The plot, such as it is, continues the series' preoccupation with dance as guerilla warfare. Only this time, the theme is dance as a form of social protest, giving voice to the disenfranchised poor threatened by callous corporations. Buying all the property in Sean's neighbourhood, Anderson's re-development plans jeopardise the livelihood of his friends and family, specifically the Latin-Cuban section of the populace whose heritage is an integral part of Miami culture. It is an old plot, going back even further than black and white musical melodramas like They Shall Have Music (1939), which is part of its charm. After Emily proves her worth, donning a Phantom of the Opera mask to perform some spectacular leaps off tables at a fancy restaurant, the Mob proceed to mount their dance displays much like a heist. Director Scott Speer draws explicit parallels with heist movies as the dancers go undercover, don disguises, use hidden cameras and audacious escape routes for a quick getaway.

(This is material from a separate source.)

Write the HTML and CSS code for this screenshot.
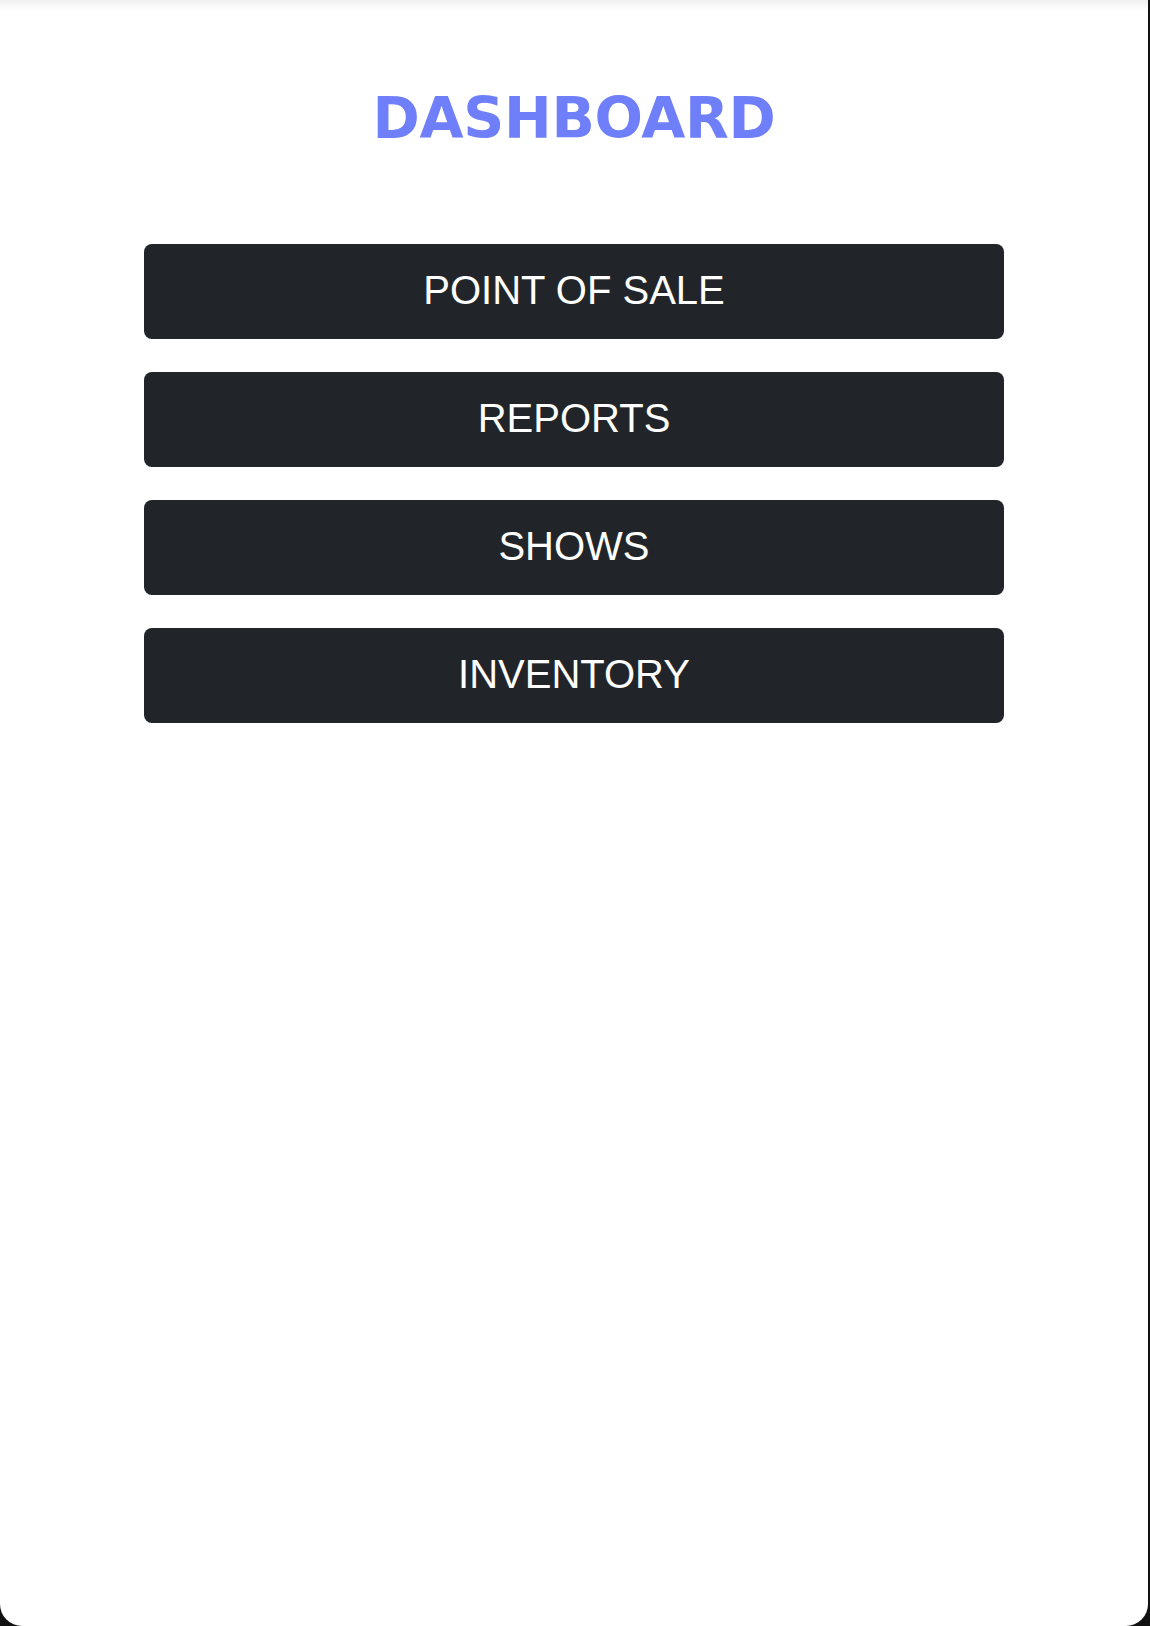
FILE: index.html
```html
<!DOCTYPE html>
<html lang="en">
<head>
    <meta charset="UTF-8">
    <meta name="viewport" content="width=device-width, initial-scale=1.0">
    <title>Dashboard</title>
    <link rel="stylesheet" href="styles.css">
</head>
<body>
    <div class="app">
        <h1 class="title">DASHBOARD</h1>

        <div class="menu">
            <a class="menu-btn" href="#">POINT OF SALE</a>
            <a class="menu-btn" href="#">REPORTS</a>
            <a class="menu-btn" href="#">SHOWS</a>
            <a class="menu-btn" href="#">INVENTORY</a>
        </div>
    </div>
</body>
</html>
```

FILE: styles.css
```css
html, body {
    margin: 0;
    padding: 0;
}
body {
    background-color: #111111;
    font-family: 'Liberation Sans', Arial, sans-serif;
}
.app {
    box-sizing: border-box;
    width: calc(100% - 2px);
    height: 1626px;
    padding-top: 90px;
    background-color: #ffffff;
    border-radius: 0 0 22px 22px;
    box-shadow: inset 0 12px 10px -8px rgba(0, 0, 0, 0.08); /* ombre en haut */
}
.title {
    margin: 0;
    text-align: center;
    font-family: 'DejaVu Sans', sans-serif;
    font-weight: bold;
    font-size: 57px;
    line-height: 1;
    letter-spacing: -0.3px;
    color: #6f7ffa;
}
.menu {
    display: flex;
    flex-direction: column;
    gap: 33px;
    width: 860px;
    margin: 97px auto 0;
}
.menu-btn {
    display: flex;
    align-items: center;
    justify-content: center;
    box-sizing: border-box;
    height: 95px;
    padding-bottom: 3px;
    background-color: #212529;
    color: #ffffff;
    border-radius: 8px;
    font-size: 40px;
    text-decoration: none;
}
.menu-btn:hover {
    background-color: #1a1e21;
}
```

One especially memorable sequence finds the Mob posing as living works of art at the Miami Museum of International Arts and Culture, among the most eye-catching and beautifully staged set-pieces in the series.

Much is made about the super-secret nature of the Mob and inherent danger in what they do, yet the crowds are almost always welcoming, responding with gasps or applause, and the likelihood of police locking these street-styled but, frankly clean-cut, youngsters up in jail just for dancing in public seems somewhat ridiculous. Unless the Miami Police take a hard line on such things, which seems unlikely. Late in the day series regulars Adam G. Sevani and Mari Koda make crowd-pleasing cameos as the Pirates, heroes of Step Up 3D (2010), lend their dance muscle to the Mob’s last stand. Corny as it sounds, when Sevani literally leaps onto the screen fans may well feel like cheering. While the film's anti-corporate message is hardly worthy of Ken Loach, and somewhat undercut by the coda, the utopian idealism of kids using culture rather than violence to make themselves heard is really quite endearing. Heck, by the finale, even the Mayor of Miami is on his feet.